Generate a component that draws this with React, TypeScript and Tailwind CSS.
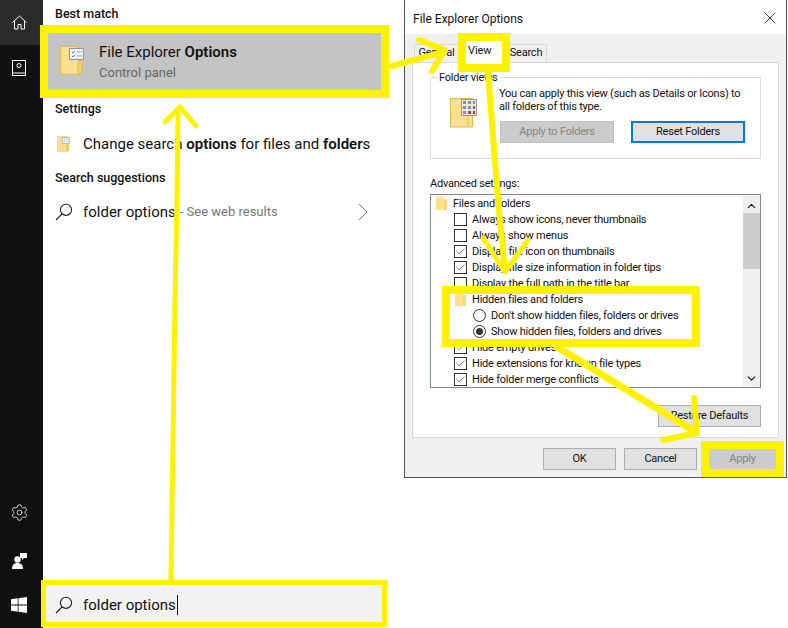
import React from 'react';
import { Check, ChevronDown, ChevronUp, Settings, X } from 'lucide-react';

const FolderTasks = ({ size = 24 }: { size?: number }) => (
  <svg width={size} height={size * 1.2} viewBox="0 0 24 29">
    <path d="M0.5 0.5h18v28h-18z" fill="#fbe08f" stroke="#e3b94f" />
    <path d="M18 17l4-3v14h-4z" fill="#f4cf6c" stroke="#e3b94f" />
    <rect x="9.5" y="2.5" width="14" height="11" fill="#f4f6f8" stroke="#8a929c" />
    <path d="M12 6l1 1 2-2M12 10l1 1 2-2" stroke="#2f7fd0" fill="none" />
    <path d="M17 6h5M17 10h5" stroke="#9aa2aa" />
  </svg>
);

const FolderGrid = () => (
  <svg width="27" height="30" viewBox="0 0 27 30">
    <path d="M0.5 0.5h22v28.5h-22z" fill="#fbe08f" stroke="#e3b94f" />
    <path d="M18 1v28" stroke="#e3b94f" />
    <rect x="11.5" y="1.5" width="15" height="16" fill="#e8e8e8" stroke="#9a9a9a" />
    <path d="M13 3h3v3h-3zM18 3h3v3h-3zM23 3h2v3h-2zM13 8h3v3h-3zM18 8h3v3h-3zM13 13h3v3h-3z" fill="#8c8c9c" />
    <path d="M23 8h2v3h-2zM18 13h3v3h-3z" fill="#a05040" />
    <path d="M23 13h2v3h-2z" fill="#b03030" />
  </svg>
);

const SmallFolder = () => (
  <svg width="11" height="13" viewBox="0 0 11 13">
    <path d="M0 0h7l1 1v1h3v11H0z" fill="#fbe08f" />
    <path d="M8 2v11h3V2z" fill="#f7d67e" />
  </svg>
);

const SearchGlyph = () => (
  <svg width="18" height="18" viewBox="0 0 18 18" fill="none" stroke="#222" strokeWidth="1.1">
    <circle cx="11" cy="6.8" r="5.6" />
    <path d="M7 11L1 17" />
  </svg>
);

const Btn = ({ label, w, disabled = false }: { label: string; w: string; disabled?: boolean }) => (
  <div className={`${w} h-[22px] flex items-center justify-center border ${disabled ? 'bg-[#cccccc] border-[#bfbfbf] text-[#838383]' : 'bg-[#e1e1e1] border-[#adadad] text-[#111]'}`}>
    {label}
  </div>
);

const Box = ({ on, label }: { on: boolean; label: string }) => (
  <div className="h-4 pl-[23px] flex items-center gap-[5px]">
    <div className="w-[13px] h-[13px] border border-[#333] bg-white flex items-center justify-center">
      {on && <Check size={11} strokeWidth={1.3} className="text-[#333]" />}
    </div>
    <span>{label}</span>
  </div>
);

const Radio = ({ on, label }: { on: boolean; label: string }) => (
  <div className="h-4 pl-[42px] flex items-center gap-[5px]">
    <div className="w-[13px] h-[13px] rounded-full border border-[#333] bg-white flex items-center justify-center">
      {on && <div className="w-[7px] h-[7px] rounded-full bg-[#333]" />}
    </div>
    <span>{label}</span>
  </div>
);

export default function App() {
  return (
    <div className="relative w-[788px] h-[628px] overflow-hidden flex bg-white text-[#111] font-['Roboto',sans-serif]">
      {/* Start menu rail */}
      <div className="w-[43px] h-full bg-[#111111] flex flex-col text-white shrink-0">
        <div className="h-[45px] bg-[#2b2b2b] flex items-center justify-center pr-[5px]">
          <svg width="15" height="15" viewBox="0 0 15 15" fill="none" stroke="#fff" strokeWidth="1">
            <path d="M0.5 7.5L7.5 1l7 6.5M2.5 6v8h3.5V9.5h3V14h3.5V6" />
          </svg>
        </div>
        <div className="h-[46px] flex items-center justify-center pr-[5px]">
          <svg width="14" height="16" viewBox="0 0 14 16" fill="none" stroke="#fff" strokeWidth="1">
            <path d="M0.5 0.5h13v15h-13zM0.5 13h13" />
            <circle cx="7" cy="5.5" r="2" />
          </svg>
        </div>
        <div className="flex-1" />
        <div className="h-[50px] flex items-center justify-center pr-[5px] pb-[4px]">
          <Settings size={19} strokeWidth={1} />
        </div>
        <div className="h-[44px] flex items-center justify-center pr-[5px]">
          <svg width="15" height="16" viewBox="0 0 15 16" fill="#fff">
            <circle cx="5.5" cy="6.5" r="3.2" />
            <path d="M0 16c0-4 2-6 5.5-6s5.5 2 5.5 6z" />
            <path d="M8 0h7v5h-3l-2 2V5H8z" />
          </svg>
        </div>
        <div className="h-[45px] flex items-center justify-center pr-[5px] pb-[1px]">
          <svg width="16" height="16" viewBox="0 0 16 16" fill="#fff">
            <path d="M0 2.3L6.7 1.3V7.5H0zM7.5 1.2L16 0V7.5H7.5zM0 8.4H6.7V14.7L0 13.7zM7.5 8.4H16V16L7.5 14.8z" />
          </svg>
        </div>
      </div>

      {/* Search results */}
      <div className="w-[361px] shrink-0 h-full flex flex-col">
        <div className="h-[25px] pl-[12px] pt-[6px] text-[12.5px] font-medium leading-4">Best match</div>
        <div className="relative z-10 -ml-[3px] w-[349px] h-[73px] border-[8px] border-[#fff200] bg-[#c4c4c4] flex items-center pl-[12px] gap-[15px]">
          <div className="-mt-[2px]"><FolderTasks /></div>
          <div className="flex flex-col pt-[2px]">
            <span className="text-[15px] leading-5">File Explorer <b className="font-semibold">Options</b></span>
            <span className="text-[13px] leading-[21px] text-[#666]">Control panel</span>
          </div>
        </div>
        <div className="h-[24px] pl-[12px] -mt-px flex items-center text-[12.5px] font-medium">Settings</div>
        <div className="h-[34px] pl-[14px] mt-[6px] flex items-center gap-[13px] text-[15px]">
          <FolderTasks size={13} />
          <span>Change search <b className="font-semibold">options</b> for files and <b className="font-semibold">folder</b>s</span>
        </div>
        <div className="h-[24px] pl-[12px] mt-[5px] flex items-center text-[12.5px] font-medium">Search suggestions</div>
        <div className="h-[34px] pl-[12px] mt-[5px] flex items-center gap-[10px] pr-[36px]">
          <SearchGlyph />
          <span className="text-[15px]">folder options</span>
          <span className="text-[13px] text-[#777] -ml-[6px]">- See web results</span>
          <svg width="10" height="18" viewBox="0 0 10 18" fill="none" stroke="#777" strokeWidth="1" className="ml-auto">
            <path d="M1 1l8 8-8 8" />
          </svg>
        </div>
        <div className="flex-1" />
        <div className="-ml-[2px] w-[346px] h-[47px] mb-[1px] border-[5px] border-[#fff200] bg-[#f2f2f2] flex items-center pl-[9px] pt-[3px] gap-[10px] text-[15px]">
          <SearchGlyph />
          <span className="border-r border-[#111] pr-px leading-5">folder options</span>
        </div>
      </div>

      {/* Dialog */}
      <div className="w-[383px] h-[478px] shrink-0 border-l border-r border-b border-[#555] bg-[#f0f0f0] flex flex-col text-[11px] tracking-[-0.22px]">
        <div className="h-[34px] bg-white flex items-center justify-between pl-[8px] pr-[6px] pt-[4px]">
          <span className="text-[12px] tracking-normal">File Explorer Options</span>
          <X size={20} strokeWidth={1} className="text-[#222] -mt-[2px]" />
        </div>
        <div className="mx-[7px] mt-[10px] flex h-[18px] pl-[2px]">
          <div className="w-[45px] bg-[#f0f0f0] border border-b-0 border-[#d9d9d9] flex items-center justify-center">General</div>
          <div className="w-[47px] bg-white" />
          <div className="w-[41px] bg-[#f0f0f0] border border-b-0 border-l-0 border-[#d9d9d9] flex items-center justify-center">Search</div>
        </div>
        <div className="mx-[7px] h-[377px] bg-white border border-[#d9d9d9] px-[17px] pt-[14px] flex flex-col">
          <fieldset className="h-[82px] border border-[#dcdcdc] relative">
            <legend className="ml-[6px] px-[2px] leading-[1px]">Folder views</legend>
            <div className="flex pl-[19px] pt-[10px] gap-[22px]">
              <div className="pt-[10px]"><FolderGrid /></div>
              <div className="flex flex-col">
                <p className="leading-[13px] -mt-[1px] whitespace-nowrap">You can apply this view (such as Details or Icons) to<br />all folders of this type.</p>
                <div className="flex gap-[17px] mt-[8px] ml-[1px]">
                  <Btn label="Apply to Folders" w="w-[114px]" disabled />
                  <div className="w-[114px] h-[22px] flex items-center justify-center border-2 border-[#0078d7] bg-[#e1e1e1]">Reset Folders</div>
                </div>
              </div>
            </div>
          </fieldset>
          <div className="mt-[17px] h-[18px] leading-4">Advanced settings:</div>
          <div className="h-[194px] border border-[#828790] flex overflow-hidden">
            <div className="flex-1 pt-px">
              <div className="h-4 pl-[5px] flex items-center gap-[6px]"><SmallFolder /><span>Files and folders</span></div>
              <Box on={false} label="Always show icons, never thumbnails" />
              <Box on={false} label="Always show menus" />
              <Box on label="Display file icon on thumbnails" />
              <Box on label="Display file size information in folder tips" />
              <Box on={false} label="Display the full path in the title bar" />
              <div className="h-4 pl-[24px] flex items-center gap-[6px]"><SmallFolder /><span>Hidden files and folders</span></div>
              <Radio on={false} label="Don't show hidden files, folders or drives" />
              <Radio on label="Show hidden files, folders and drives" />
              <Box on label="Hide empty drives" />
              <Box on label="Hide extensions for known file types" />
              <Box on label="Hide folder merge conflicts" />
            </div>
            <div className="w-[17px] bg-[#f0f0f0] flex flex-col items-center">
              <ChevronUp size={13} strokeWidth={2} className="mt-[4px] h-[14px]" />
              <div className="w-full h-[56px] bg-[#cdcdcd]" />
              <ChevronDown size={13} strokeWidth={2} className="mt-auto mb-[2px]" />
            </div>
          </div>
          <div className="mt-[17px] flex justify-end">
            <Btn label="Restore Defaults" w="w-[103px]" />
          </div>
        </div>
        <div className="flex-1 flex items-center pl-[138px] gap-[8px] pt-[3px]">
          <Btn label="OK" w="w-[73px]" />
          <Btn label="Cancel" w="w-[73px]" />
          <div className="self-end -ml-[4px] w-[83px] h-[36px] border-[8px] border-[#fff200] bg-[#cccccc] text-[#838383] flex items-center justify-center">Apply</div>
        </div>
      </div>

      {/* Annotation frames over the dialog */}
      <div className="absolute left-[458px] top-[33px] w-[52px] h-[39px] border-[8px] border-[#fff200] bg-white text-[11px] tracking-[-0.1px] leading-4 pl-[2px] pt-[2px]">View</div>
      <div className="absolute left-[442px] top-[286px] w-[258px] h-[61px] border-[8px] border-[#fff200]" />

      {/* Annotation arrows */}
      <svg className="absolute inset-0 pointer-events-none" width="788" height="628" fill="none" stroke="#fff200" strokeWidth="5" strokeLinejoin="round" strokeLinecap="round">
        <path d="M178 110L177 200 175 300 171 580" />
        <path d="M165 122L180 107 196 126" />
        <path d="M392 66L443 52" strokeWidth="6" />
        <path d="M419 40L445 50 432 71" strokeWidth="6" />
        <path d="M488 72L498 200 505 270" strokeWidth="6" />
        <path d="M483 238L505 272 528 240" strokeWidth="5" />
        <path d="M557 347L692 430" strokeWidth="7" />
        <path d="M694 398L697 433 663 440" strokeWidth="6" />
      </svg>
    </div>
  );
}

• • • • •

WHAT IS NEEDED
Leave out the pictures, then repeat the listing above exactly from its first line to the line with "ChevronUp, Settings, X", inclusive.

RIGHT ANSWER
Generate a component that draws this with React, TypeScript and Tailwind CSS.
import React from 'react';
import { Check, ChevronDown, ChevronUp, Settings, X } from 'lucide-react';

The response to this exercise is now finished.